# MEMBERS EXPERIENCES > OVER 40 FORUM >  Oral D-Bol by itself first cycle?

## MickeyKnox

first timer looking to try d-bol oral for 60 days. friend has tried tried it with pretty good results. but my stats and diet are not like the ones i've seen here. i eat about 200 grams a day of protein. im 6'1' 195 and workout 5 times per week. i've been working out for over 5 years.

just wondering how much trouble i would get into trying this out for 60 days 8 wks.

thanks for any input..

----------


## MickeyKnox

i had a lot more written but it wouldnt allow me to post it?? 

bottom line is, i'm looking for a boost and to get my feet wet. is this totally not recommended based on my information? 

thanks.

----------


## slfmade

Study Material:
http://www.steroid.com/Dianabol.php

P.S. You need a better diet. 200g of protein is not enough for your weight on aas if you want sizable gains.

----------


## MickeyKnox

fair enough. this will be my first time trying anything so i am looking to test the waters and was concerned if this was dangerous. if i don';t make that much of a gain, im ok with that. but my feeling is that when i see some gains i will be motivated to get perhaps more serious and really look into a strict diet for further gains.

i'll increase my protein as well. thanks.

----------


## Chemical engineer

Don't cycle if you can't pin. It is safer/easier on your system. Orals are hard on liver and f'up your cholesterol. I'ts a good add on in moderation as a jumpstart. Use for first 4 weeks and/or last 4 weeks if desired.

----------


## gearbox

you may have some e.d if you take dbol alone also..you need a test as your base for a cycle...

----------


## dec11

> Study Material:
> http://www.steroid.com/Dianabol.php
> 
> P.S. You need a better diet. *200g of protein is not enough for your weight on aas if you want sizable gains*.


not true mate, im 224lbs and can maintain at 180grms pd and gain on 200grms pd, its not total bodyweight that needs fed, just muscle weight

----------


## dec11

> first timer looking to try d-bol oral for 60 days. friend has tried tried it with pretty good results. but my stats and diet are not like the ones i've seen here. i eat about 200 grams a day of protein. im 6'1' 195 and workout 5 times per week. i've been working out for over 5 years.
> 
> just wondering how much trouble i would get into trying this out for 60 days 8 wks.
> 
> thanks for any input..


what age are you?

----------


## slfmade

> not true mate, im 224lbs and can maintain at 180grms pd and gain on 200grms pd, its not total bodyweight that needs fed, just muscle weight


I was assuming he was at 15% BF (since nobody would start aas at a higher bf% than that lol) which at 1.5g/lb would put him at about 250. I had always heard that while on aas it's better to take 2g/lb.

----------


## slfmade

Thanks for not rheeming me though Dec11...From all the post I've seen from you - I figured the first post I got from you would be a verbal lashing!
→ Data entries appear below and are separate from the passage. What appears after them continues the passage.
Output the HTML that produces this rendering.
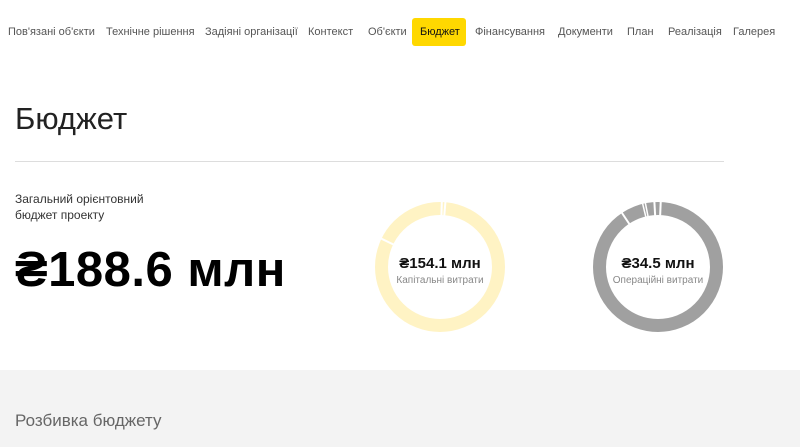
<!DOCTYPE html>
<html><head><meta charset="utf-8"><style>
body{margin:0;width:800px;height:447px;overflow:hidden;background:#fff;font-family:"Liberation Sans",sans-serif;position:relative}
.nav span{position:absolute;top:18px;line-height:28px;font-size:11px;color:#555;white-space:nowrap}
.nav .a{background:#ffd800;color:#111;border-radius:3px;padding:0 8px;left:412px;width:38px;text-align:center}
h1{position:absolute;left:15px;top:101px;margin:0;font-weight:400;font-size:31px;color:#222}
.hr{position:absolute;left:15px;top:161px;width:709px;height:1px;background:#ddd}
.lbl{position:absolute;left:15px;top:191px;font-size:12px;line-height:16px;color:#333}
.big{position:absolute;left:15px;top:242px;font-size:49px;font-weight:700;color:#000;letter-spacing:.5px}
.c{position:absolute;text-align:center;width:130px}
.c b{display:block;font-size:15px;color:#111}
.c i{display:block;font-style:normal;font-size:10px;color:#888;margin-top:3px}
.gray{position:absolute;left:0;top:370px;width:800px;height:77px;background:#f3f3f3}
.gray div{position:absolute;left:15px;top:41px;font-size:17px;color:#666}
</style></head><body>
<div class="nav"><span style="left:8px">Пов'язані об'єкти</span><span style="left:106px">Технічне рішення</span><span style="left:205px">Задіяні організації</span><span style="left:308px">Контекст</span><span style="left:368px">Об'єкти</span><span class="a">Бюджет</span><span style="left:475px">Фінансування</span><span style="left:558px">Документи</span><span style="left:627px">План</span><span style="left:668px">Реалізація</span><span style="left:733px">Галерея</span></div>
<h1>Бюджет</h1>
<div class="hr"></div>
<div class="lbl">Загальний орієнтовний<br>бюджет проекту</div>
<div class="big">₴188.6 млн</div>
<svg style="position:absolute;left:0;top:0" width="800" height="447">
<circle cx="440" cy="267" r="58.5" fill="none" stroke="#fff3c4" stroke-width="13"/>
<line x1="440" y1="267" x2="442" y2="195" stroke="#fff" stroke-width="2"/>
<line x1="440" y1="267" x2="446" y2="195" stroke="#fff" stroke-width="2"/>
<line x1="440" y1="267" x2="378" y2="237" stroke="#fff" stroke-width="2"/>
<circle cx="658" cy="267" r="58.5" fill="none" stroke="#a0a0a0" stroke-width="13"/>
<line x1="658" y1="267" x2="661" y2="195" stroke="#fff" stroke-width="2"/>
<line x1="658" y1="267" x2="654" y2="195" stroke="#fff" stroke-width="2"/>
<line x1="658" y1="267" x2="644" y2="196" stroke="#fff" stroke-width="1.5"/>
<line x1="658" y1="267" x2="641" y2="197" stroke="#fff" stroke-width="1.5"/>
<line x1="658" y1="267" x2="620" y2="210" stroke="#fff" stroke-width="2"/>
</svg>
<div class="c" style="left:375px;top:255px"><b>₴154.1 млн</b><i>Капітальні витрати</i></div>
<div class="c" style="left:593px;top:255px"><b>₴34.5 млн</b><i>Операційні витрати</i></div>
<div class="gray"><div>Розбивка бюджету</div></div>
</body></html>
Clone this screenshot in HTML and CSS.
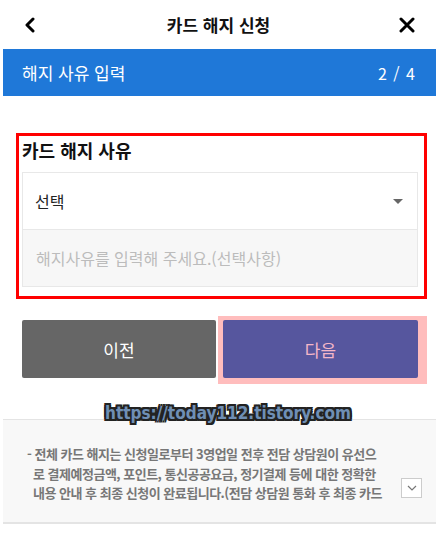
FILE: index.html
```html
<!doctype html>
<html lang="ko">
    <head>
        <meta charset="UTF-8" />
        <meta name="viewport" content="width=device-width, initial-scale=1.0" />
        <title>카드 해지 신청</title>
        <link rel="stylesheet" href="styles.css">
    </head>
    <body>
        <header class="topbar">
            <a class="icon-btn back" href="#" aria-label="뒤로">
                <svg width="12" height="16" viewBox="0 0 12 16">
                    <path d="M9 2 L3 8 L9 14" fill="none" stroke="#000" stroke-width="3" stroke-linecap="round" stroke-linejoin="round" />
                </svg>
            </a>
            <h1>카드 해지 신청</h1>
            <a class="icon-btn close" href="#" aria-label="닫기">
                <svg width="16" height="16" viewBox="0 0 16 16">
                    <path d="M2 2 L14 14 M14 2 L2 14" fill="none" stroke="#000" stroke-width="3" stroke-linecap="round" />
                </svg>
            </a>
        </header>

        <div class="step-bar">
            <span>해지 사유 입력</span>
            <span class="step-count">2 / 4</span>
        </div>

        <section class="reason-box">
            <h2>카드 해지 사유</h2>
            <div class="field">
                <div class="select-row">
                    <span>선택</span>
                    <span class="caret"></span>
                </div>
                <div class="textarea">해지사유를 입력해 주세요.(선택사항)</div>
            </div>
        </section>

        <div class="buttons">
            <button class="btn prev">이전</button>
            <div class="next-wrap">
                <button class="btn next">다음</button>
            </div>
        </div>

        <div class="notice">
            <div class="watermark">https://today112.tistory.com</div>
            <div class="notice-body">
                <p>
                    <span class="line first">- 전체 카드 해지는 신청일로부터 3영업일 전후 전담 상담원이 유선으</span>
                    <span class="line">로 결제예정금액, 포인트, 통신공공요금, 정기결제 등에 대한 정확한</span>
                    <span class="line">내용 안내 후 최종 신청이 완료됩니다.(전담 상담원 통화 후 최종 카드</span>
                </p>
                <span class="more">
                    <svg width="10" height="6" viewBox="0 0 10 6">
                        <path d="M1 1 L5 5 L9 1" fill="none" stroke="#777" stroke-width="1.2" />
                    </svg>
                </span>
            </div>
        </div>
    </body>
</html>
```

FILE: styles.css
```css
body {
    margin: 0;
    padding: 0;
    background-color: #fff;
    font-family: "Noto Sans CJK KR", "Noto Sans", sans-serif;
    color: #111;
    width: 438px;
}

.topbar {
    height: 49px;
    display: flex;
    align-items: center;
    justify-content: space-between;
    padding: 0 22px 0 21px;
    box-sizing: border-box;
}

.topbar h1 {
    margin: 0;
    font-size: 17px;
    font-weight: bold;
}

.icon-btn {
    display: flex;
    width: 18px;
    justify-content: center;
}

.step-bar {
    margin: 0 2px 0 3px;
    height: 47px;
    background-color: #1f78d8;
    color: #fff;
    font-size: 17px;
    display: flex;
    align-items: center;
    justify-content: space-between;
    padding: 0 20px 0 19px;
}

.step-count {
    font-size: 16px;
    letter-spacing: 1px;
}

.reason-box {
    margin: 37px 11px 0 16px;
    border: 3px solid #f00;
    padding: 2px 6px 9px 3px;
}

.reason-box h2 {
    margin: 0 0 10px 0;
    font-size: 18px;
    font-weight: bold;
    line-height: 24px;
}

.field {
    border: 1px solid #e8e8e8;
}

.select-row {
    height: 56px;
    display: flex;
    align-items: center;
    justify-content: space-between;
    padding: 0 14px 0 12px;
    font-size: 16px;
    color: #222;
    border-bottom: 1px solid #e8e8e8;
}

.caret {
    width: 0;
    height: 0;
    border-left: 5px solid transparent;
    border-right: 5px solid transparent;
    border-top: 5px solid #666;
}

.textarea {
    height: 56px;
    background-color: #f7f7f7;
    color: #bcbcbc;
    font-size: 16px;
    display: flex;
    align-items: center;
    padding-left: 13px;
}

.buttons {
    display: flex;
    gap: 2px;
    margin: 17px 11px 0 22px;
}

.btn {
    font-family: inherit;
    font-size: 17px;
    border: none;
    border-radius: 2px;
    height: 58px;
    cursor: pointer;
}

.prev {
    width: 194px;
    margin-top: 4px;
    background-color: #666;
    color: #fff;
}

.next-wrap {
    background-color: #ffbdbd;
    padding: 4px 9px 6px 5px;
}

.next {
    width: 195px;
    display: block;
    background-color: #56569e;
    color: #f4b6c8;
}

.notice {
    position: relative;
    margin: 35px 2px 0 3px;
    background-color: #f8f8f8;
    border-top: 1px solid #e4e4e4;
    border-bottom: 2px solid #e4e4e4;
    height: 102px;
}

.notice-body {
    display: flex;
    align-items: flex-start;
    padding: 24px 0 0 24px;
}

.notice-body p {
    margin: 0;
    flex: none;
    width: 352px;
    font-size: 13px;
    font-weight: bold;
    line-height: 19.5px;
    color: #777;
    letter-spacing: -0.5px;
}

.notice-body .line {
    display: block;
    white-space: nowrap;
    padding-left: 6px;
}

.notice-body .line.first {
    padding-left: 0;
}

.more {
    margin: 34px 0 0 22px;
    width: 19px;
    height: 18px;
    border: 1px solid #ccc;
    background-color: #fff;
    display: flex;
    align-items: center;
    justify-content: center;
}

.watermark {
    position: absolute;
    top: -17px;
    left: 102px;
    font-family: "DejaVu Sans Condensed", "DejaVu Sans", sans-serif;
    font-stretch: condensed;
    font-weight: bold;
    font-size: 17px;
    color: #6f8fb5;
    text-shadow: -2px -2px 0 #222, 2px -2px 0 #222, -2px 2px 0 #222, 2px 2px 0 #222, 0 -2px 0 #222, 0 2px 0 #222, -2px 0 0 #222, 2px 0 0 #222;
}
```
LOL

----------


## dec11

> Thanks for not rheeming me though Dec11...From all the post I've seen from you - I figured the first post I got from you would be a verbal lashing! LOL


lol.

alot of exaggeration when it comes to protein intake mate, mostly BS touted around by supp companies. you'll hear of guys on here eating mad amounts

experiment with it yourself and see how you get on, saves a nice bit on the pocket!

----------


## gearbox

geez I never stop learning...thanks dec11

----------


## Chemical engineer

You only eat crazy amounts of protein when your low carbing to make up the difference in calories. Too much protein will get converted to energy and or stored as adipose tissue.[normal diet] More gets burned up in digestion and is less efficent than fats and carbs.

----------


## Juicing Post Whore

Better diet probably needed. I use eggwhites to help with protein. One carton o pre-made whites have 100 grams of protein.

----------


## MickeyKnox

hey guys sorry for the delay...

I'm 46 years old.

6'1" 200lbs now. 
bf = 15%

diet could be improved, but about 90% comes from whole foods. 

sadly i STILL have not received the d-bol tablets. and now after reading a lot more and having gained a fundamental understanding, i feel that i should be using the oral d-bol for wks 1-4 as a kick start, and subbing this with test-e wks 5-12 with nolva as pct. the problem is, as you can see, finding test-e and nolva. i live in canada in a small to medium sized northern town and it took my forever just to locate d-bol...and i still don't have it! 

this would be my first time and i want it to be a positive experience. anyway, that's where i'm at now. i will update as soon as i receive or find the remaining items. i will include before and after shots as well as ongoing updates and photos as other have done. very excited to start!

to be continued..

----------


## Noles12

Test should be your base.

You wouldnt start the test week 5 but rather start it week 1 with the dbol . The dbol will give you a kickstart while the test is building. YOu will not notice the effects form the test right away so that is the reason behind the kickstart

----------


## MickeyKnox

> Test should be your base.
> 
> You wouldnt start the test week 5 but rather start it week 1 with the dbol. The dbol will give you a kickstart while the test is building. YOu will not notice the effects form the test right away so that is the reason behind the kickstart


you're right. thanks Noles. i don't know why i said that...doh!

----------


## Times Roman

> Test should be your base.
> 
> You wouldnt start the test week 5 but rather start it week 1 with the dbol. The dbol will give you a kickstart while the test is building. YOu will not notice the effects form the test right away so that is the reason behind the kickstart


good point. and agree. but I'm thinking a very first cycle should be test only, without confusing the results from that with anything else.

----------


## Noles12

> good point. and agree. but I'm thinking a very first cycle should be test only, without confusing the results from that with anything else.


I will agree with that. I like knowing which gains come from which compounds and thats impossible to know if you run two together from the start

----------


## MickeyKnox

thanks for the input. i've made some purchases and started a new thread with my stats and cylce info. thanks again guys.

----------


## Dytum

The suggestions of protection per body weight ranges from 2.5 g's per lb to 1.4-1.6 g's pe KG.

----------


## yannick35

> lol.
> 
> alot of exaggeration when it comes to protein intake mate, mostly BS touted around by supp companies. you'll hear of guys on here eating mad amounts
> 
> experiment with it yourself and see how you get on, saves a nice bit on the pocket!


100% with your here bro, i never eat more then 100g per day and am at 245 pounds

----------


## ajordana

i definitely agree with exaggeration on protein consumption, although i do keep mine pretty high, i dont thing everyone needs 2g per lb of bodyweight like alot say..

and to op, dbol only cycle wouldnt be good.. test should be your base for sure, and definitely on a first cycle.. and 60 days is way too long for dbol.. stick with about 4 weeks if you want to kickstart a cycle with it, but if you want a first cycle, man up and inject some test  :Smilie:

----------